**WHAT THE TASK REQUIRES**:
Drop all images and give the records again exactly.

####

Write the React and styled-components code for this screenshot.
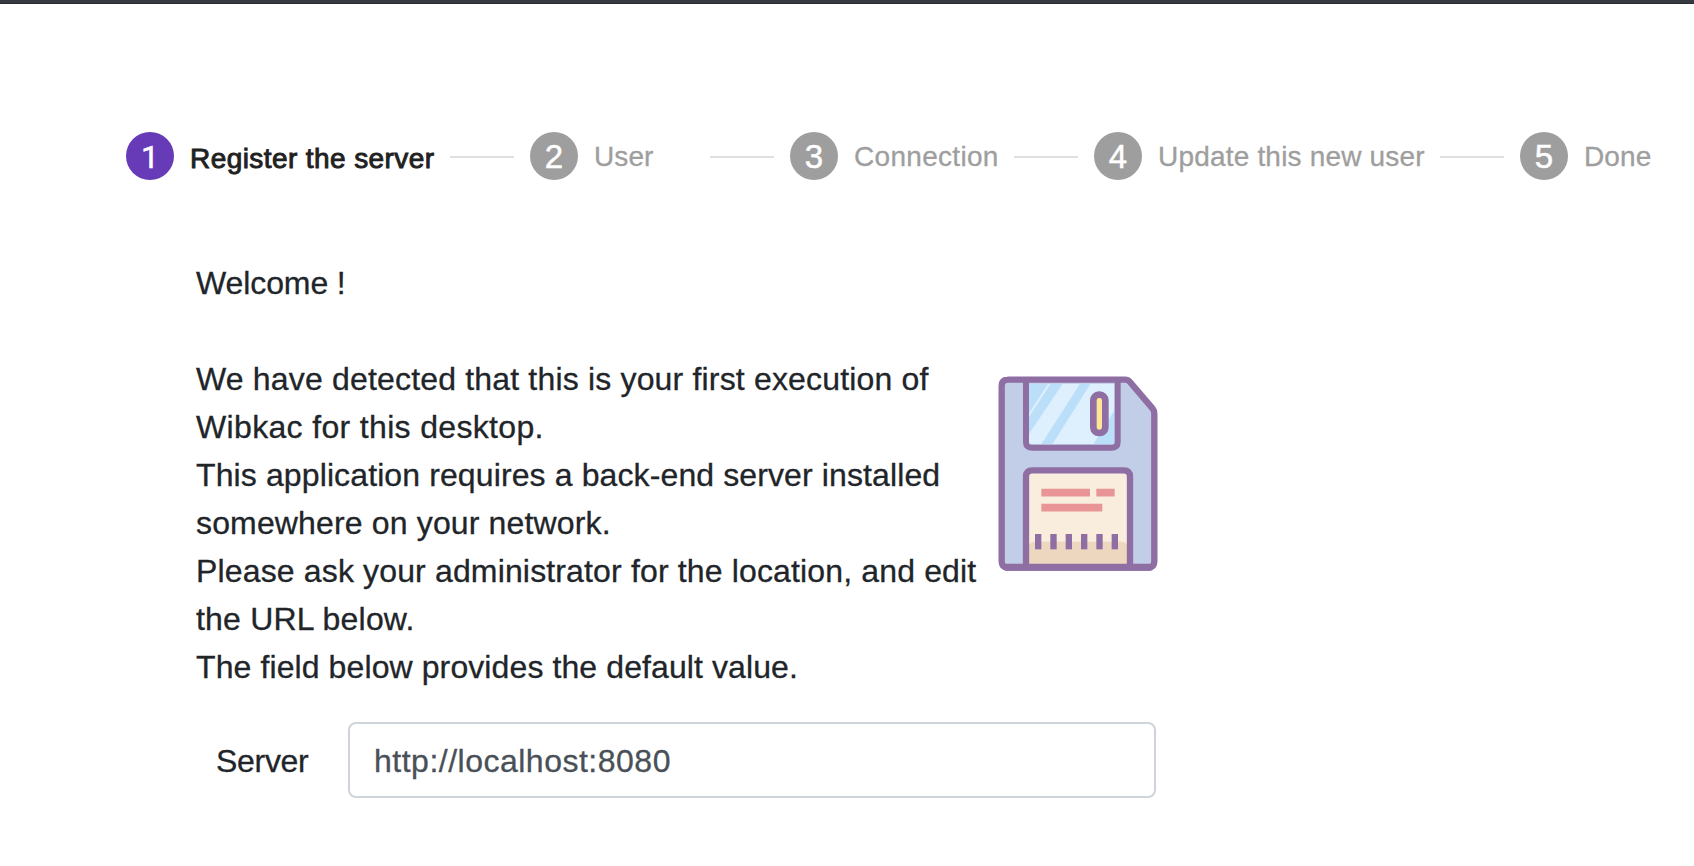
import React from "react";
import styled, { createGlobalStyle } from "styled-components";

const GlobalStyle = createGlobalStyle`
  * { box-sizing: border-box; }
  body {
    margin: 0;
    background: #fff;
    color: #212529;
    font-family: "Liberation Sans", Arial, sans-serif;
    overflow: hidden;
  }
`;

const Page = styled.div`
  width: 1694px;
  height: 866px;
  overflow: hidden;
  background: #fff;
`;

const NavBar = styled.header`
  height: 4px;
  background: #343a40;
  border-bottom: 1px solid #2a2d31;
`;

const Stepper = styled.ol`
  display: flex;
  align-items: center;
  gap: 16px;
  margin: 0;
  padding: 128px 0 0 126px;
  list-style: none;
`;

const Step = styled.li`
  display: flex;
  align-items: center;
  gap: 16px;
  height: 48px;
`;

const Badge = styled.span`
  flex: none;
  width: 48px;
  height: 48px;
  border-radius: 50%;
  background: ${(p) => (p.$active ? "#673ab7" : "#9e9e9e")};
  color: #fff;
  font-family: ${(p) => (p.$active ? "Roboto, sans-serif" : "inherit")};
  font-size: ${(p) => (p.$active ? 32 : 33)}px;
  line-height: 50px;
  text-align: center;
  -webkit-text-stroke: 0.5px #fff;
`;

const StepLabel = styled.span`
  flex: none;
  width: ${(p) => p.$width}px;
  padding-top: ${(p) => (p.$active ? 5 : 2)}px;
  color: ${(p) => (p.$active ? "#212121" : "#9e9e9e")};
  font-size: 28px;
  line-height: 48px;
  white-space: nowrap;
  letter-spacing: ${(p) => p.$spacing}px;
  -webkit-text-stroke: ${(p) => (p.$active ? "0.9px #212121" : "0.3px #9e9e9e")};
`;

const Connector = styled.li`
  flex: none;
  width: 64px;
  height: 2px;
  margin-top: 2px;
  background: #e0e0e0;
`;

const Panel = styled.main`
  width: 964px;
  margin: 79px 0 0 196px;
`;

const Intro = styled.section`
  display: flex;
`;

const Message = styled.div`
  flex: none;
  width: 802px;
  font-size: 32px;
  line-height: 48px;
`;

const Line = styled.div`
  height: 48px;
  white-space: nowrap;
  letter-spacing: ${(p) => p.$spacing || 0}px;
  -webkit-text-stroke: 0.3px #212529;
`;

const Floppy = styled.svg`
  flex: none;
  display: block;
  width: 160px;
  height: 197px;
  margin-top: 116px;
`;

const Field = styled.div`
  display: flex;
  align-items: center;
  margin-top: 31px;
  padding-left: 20px;
`;

const FieldLabel = styled.label`
  flex: none;
  width: 132px;
  padding-top: 2px;
  font-size: 32px;
  line-height: 48px;
  letter-spacing: ${(p) => p.$spacing}px;
  -webkit-text-stroke: 0.3px #212529;
`;

const Input = styled.input`
  width: 808px;
  height: 76px;
  padding: 2px 24px 0;
  border: 2px solid #ced4da;
  border-radius: 8px;
  background: #fff;
  color: #495057;
  font: 32px "Liberation Sans", Arial, sans-serif;
  letter-spacing: ${(p) => p.$spacing}px;
  -webkit-text-stroke: 0.3px #495057;
  outline: none;
`;

const steps = [
  { label: "Register the server", width: 244, spacing: 0.42 },
  { label: "User", width: 100, spacing: 0.1 },
  { label: "Connection", width: 144, spacing: 0.3 },
  { label: "Update this new user", width: 266, spacing: 0.19 },
  { label: "Done", width: 80, spacing: 0.1 },
];

const lines = [
  { text: "Welcome !", spacing: -0.1 },
  { text: "", spacing: 0 },
  { text: "We have detected that this is your first execution of", spacing: 0.175 },
  { text: "Wibkac for this desktop.", spacing: 0.34 },
  { text: "This application requires a back-end server installed", spacing: 0.115 },
  { text: "somewhere on your network.", spacing: 0.15 },
  { text: "Please ask your administrator for the location, and edit", spacing: 0.15 },
  { text: "the URL below.", spacing: 0.19 },
  { text: "The field below provides the default value.", spacing: 0.1 },
];

const tickPositions = [165, 211, 257, 303, 349, 395];

function FloppyIcon() {
  return (
    <Floppy viewBox="54 45 480 591" aria-hidden="true">
      <path
        d="M82 59H435Q444 59 450 66L518 146Q523 152 523 162V604Q523 623 504 623H84Q65 623 65 604V78Q65 59 84 59Z"
        fill="#c2cde7"
        stroke="#8e6ea3"
        strokeWidth="19"
      />
      <clipPath id="shutter">
        <rect x="147" y="71" width="257" height="182" />
      </clipPath>
      <g clipPath="url(#shutter)">
        <rect x="147" y="71" width="257" height="182" fill="#def0fe" />
        <path d="M147 71H204L147 160ZM212 71H248L147 222V170ZM300 71H332L217 253H184ZM404 150V253H340Z" fill="#bbdef9" />
      </g>
      <path d="M138 60V246Q138 263 155 263H396Q413 263 413 246V60" fill="none" stroke="#8e6ea3" strokeWidth="18" />
      <rect x="340" y="104" width="36" height="115" rx="17" fill="#ffe694" stroke="#8e6ea3" strokeWidth="20" />
      <path d="M138 620V350Q138 331 157 331H431Q450 331 450 350V620" fill="#f9eddd" />
      <path d="M147 554Q153 545 165 545H422Q436 545 442 556V612H147Z" fill="#edd7bf" />
      <path d="M138 620V350Q138 331 157 331H431Q450 331 450 350V620" fill="none" stroke="#8e6ea3" strokeWidth="19" />
      <path d="M75 622H514" stroke="#8e6ea3" strokeWidth="21" />
      <path d="M184 398H330M349 398H404M184 443H367" stroke="#e99598" strokeWidth="23" />
      {tickPositions.map((x) => (
        <rect key={x} x={x} y="522" width="19" height="46" fill="#8e6ea3" />
      ))}
    </Floppy>
  );
}

export default function App() {
  return (
    <Page>
      <GlobalStyle />
      <NavBar />
      <Stepper>
        {steps.map((step, i) => (
          <React.Fragment key={step.label}>
            {i > 0 && <Connector />}
            <Step>
              <Badge $active={i === 0}>{i + 1}</Badge>
              <StepLabel $active={i === 0} $width={step.width} $spacing={step.spacing}>
                {step.label}
              </StepLabel>
            </Step>
          </React.Fragment>
        ))}
      </Stepper>
      <Panel>
        <Intro>
          <Message>
            {lines.map((line, i) => (
              <Line key={i} $spacing={line.spacing}>
                {line.text}
              </Line>
            ))}
          </Message>
          <FloppyIcon />
        </Intro>
        <Field>
          <FieldLabel htmlFor="server" $spacing={-0.3}>Server</FieldLabel>
          <Input id="server" defaultValue="http://localhost:8080" $spacing={0.5} />
        </Field>
      </Panel>
    </Page>
  );
}
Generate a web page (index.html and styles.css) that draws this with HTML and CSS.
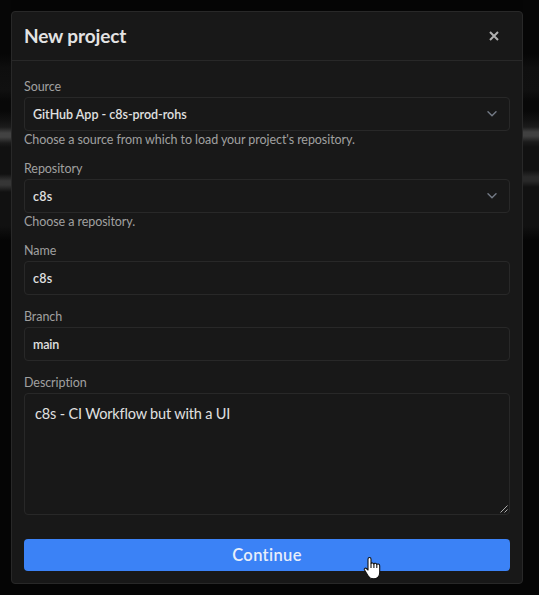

####

**REPLY**:
Write the React and styled-components code for this screenshot.
import React from "react";
import styled, { createGlobalStyle } from "styled-components";

const GlobalStyle = createGlobalStyle`
  * { box-sizing: border-box; }
  body {
    margin: 0;
    background: #fff;
    color: #212529;
    font-family: "Liberation Sans", Arial, sans-serif;
    overflow: hidden;
  }
`;

const Page = styled.div`
  width: 1694px;
  height: 866px;
  overflow: hidden;
  background: #fff;
`;

const NavBar = styled.header`
  height: 4px;
  background: #343a40;
  border-bottom: 1px solid #2a2d31;
`;

const Stepper = styled.ol`
  display: flex;
  align-items: center;
  gap: 16px;
  margin: 0;
  padding: 128px 0 0 126px;
  list-style: none;
`;

const Step = styled.li`
  display: flex;
  align-items: center;
  gap: 16px;
  height: 48px;
`;

const Badge = styled.span`
  flex: none;
  width: 48px;
  height: 48px;
  border-radius: 50%;
  background: ${(p) => (p.$active ? "#673ab7" : "#9e9e9e")};
  color: #fff;
  font-family: ${(p) => (p.$active ? "Roboto, sans-serif" : "inherit")};
  font-size: ${(p) => (p.$active ? 32 : 33)}px;
  line-height: 50px;
  text-align: center;
  -webkit-text-stroke: 0.5px #fff;
`;

const StepLabel = styled.span`
  flex: none;
  width: ${(p) => p.$width}px;
  padding-top: ${(p) => (p.$active ? 5 : 2)}px;
  color: ${(p) => (p.$active ? "#212121" : "#9e9e9e")};
  font-size: 28px;
  line-height: 48px;
  white-space: nowrap;
  letter-spacing: ${(p) => p.$spacing}px;
  -webkit-text-stroke: ${(p) => (p.$active ? "0.9px #212121" : "0.3px #9e9e9e")};
`;

const Connector = styled.li`
  flex: none;
  width: 64px;
  height: 2px;
  margin-top: 2px;
  background: #e0e0e0;
`;

const Panel = styled.main`
  width: 964px;
  margin: 79px 0 0 196px;
`;

const Intro = styled.section`
  display: flex;
`;

const Message = styled.div`
  flex: none;
  width: 802px;
  font-size: 32px;
  line-height: 48px;
`;

const Line = styled.div`
  height: 48px;
  white-space: nowrap;
  letter-spacing: ${(p) => p.$spacing || 0}px;
  -webkit-text-stroke: 0.3px #212529;
`;

const Floppy = styled.svg`
  flex: none;
  display: block;
  width: 160px;
  height: 197px;
  margin-top: 116px;
`;

const Field = styled.div`
  display: flex;
  align-items: center;
  margin-top: 31px;
  padding-left: 20px;
`;

const FieldLabel = styled.label`
  flex: none;
  width: 132px;
  padding-top: 2px;
  font-size: 32px;
  line-height: 48px;
  letter-spacing: ${(p) => p.$spacing}px;
  -webkit-text-stroke: 0.3px #212529;
`;

const Input = styled.input`
  width: 808px;
  height: 76px;
  padding: 2px 24px 0;
  border: 2px solid #ced4da;
  border-radius: 8px;
  background: #fff;
  color: #495057;
  font: 32px "Liberation Sans", Arial, sans-serif;
  letter-spacing: ${(p) => p.$spacing}px;
  -webkit-text-stroke: 0.3px #495057;
  outline: none;
`;

const steps = [
  { label: "Register the server", width: 244, spacing: 0.42 },
  { label: "User", width: 100, spacing: 0.1 },
  { label: "Connection", width: 144, spacing: 0.3 },
  { label: "Update this new user", width: 266, spacing: 0.19 },
  { label: "Done", width: 80, spacing: 0.1 },
];

const lines = [
  { text: "Welcome !", spacing: -0.1 },
  { text: "", spacing: 0 },
  { text: "We have detected that this is your first execution of", spacing: 0.175 },
  { text: "Wibkac for this desktop.", spacing: 0.34 },
  { text: "This application requires a back-end server installed", spacing: 0.115 },
  { text: "somewhere on your network.", spacing: 0.15 },
  { text: "Please ask your administrator for the location, and edit", spacing: 0.15 },
  { text: "the URL below.", spacing: 0.19 },
  { text: "The field below provides the default value.", spacing: 0.1 },
];

const tickPositions = [165, 211, 257, 303, 349, 395];

function FloppyIcon() {
  return (
    <Floppy viewBox="54 45 480 591" aria-hidden="true">
      <path
        d="M82 59H435Q444 59 450 66L518 146Q523 152 523 162V604Q523 623 504 623H84Q65 623 65 604V78Q65 59 84 59Z"
        fill="#c2cde7"
        stroke="#8e6ea3"
        strokeWidth="19"
      />
      <clipPath id="shutter">
        <rect x="147" y="71" width="257" height="182" />
      </clipPath>
      <g clipPath="url(#shutter)">
        <rect x="147" y="71" width="257" height="182" fill="#def0fe" />
        <path d="M147 71H204L147 160ZM212 71H248L147 222V170ZM300 71H332L217 253H184ZM404 150V253H340Z" fill="#bbdef9" />
      </g>
      <path d="M138 60V246Q138 263 155 263H396Q413 263 413 246V60" fill="none" stroke="#8e6ea3" strokeWidth="18" />
      <rect x="340" y="104" width="36" height="115" rx="17" fill="#ffe694" stroke="#8e6ea3" strokeWidth="20" />
      <path d="M138 620V350Q138 331 157 331H431Q450 331 450 350V620" fill="#f9eddd" />
      <path d="M147 554Q153 545 165 545H422Q436 545 442 556V612H147Z" fill="#edd7bf" />
      <path d="M138 620V350Q138 331 157 331H431Q450 331 450 350V620" fill="none" stroke="#8e6ea3" strokeWidth="19" />
      <path d="M75 622H514" stroke="#8e6ea3" strokeWidth="21" />
      <path d="M184 398H330M349 398H404M184 443H367" stroke="#e99598" strokeWidth="23" />
      {tickPositions.map((x) => (
        <rect key={x} x={x} y="522" width="19" height="46" fill="#8e6ea3" />
      ))}
    </Floppy>
  );
}

export default function App() {
  return (
    <Page>
      <GlobalStyle />
      <NavBar />
      <Stepper>
        {steps.map((step, i) => (
          <React.Fragment key={step.label}>
            {i > 0 && <Connector />}
            <Step>
              <Badge $active={i === 0}>{i + 1}</Badge>
              <StepLabel $active={i === 0} $width={step.width} $spacing={step.spacing}>
                {step.label}
              </StepLabel>
            </Step>
          </React.Fragment>
        ))}
      </Stepper>
      <Panel>
        <Intro>
          <Message>
            {lines.map((line, i) => (
              <Line key={i} $spacing={line.spacing}>
                {line.text}
              </Line>
            ))}
          </Message>
          <FloppyIcon />
        </Intro>
        <Field>
          <FieldLabel htmlFor="server" $spacing={-0.3}>Server</FieldLabel>
          <Input id="server" defaultValue="http://localhost:8080" $spacing={0.5} />
        </Field>
      </Panel>
    </Page>
  );
}
Generate a web page (index.html and styles.css) that draws this with HTML and CSS.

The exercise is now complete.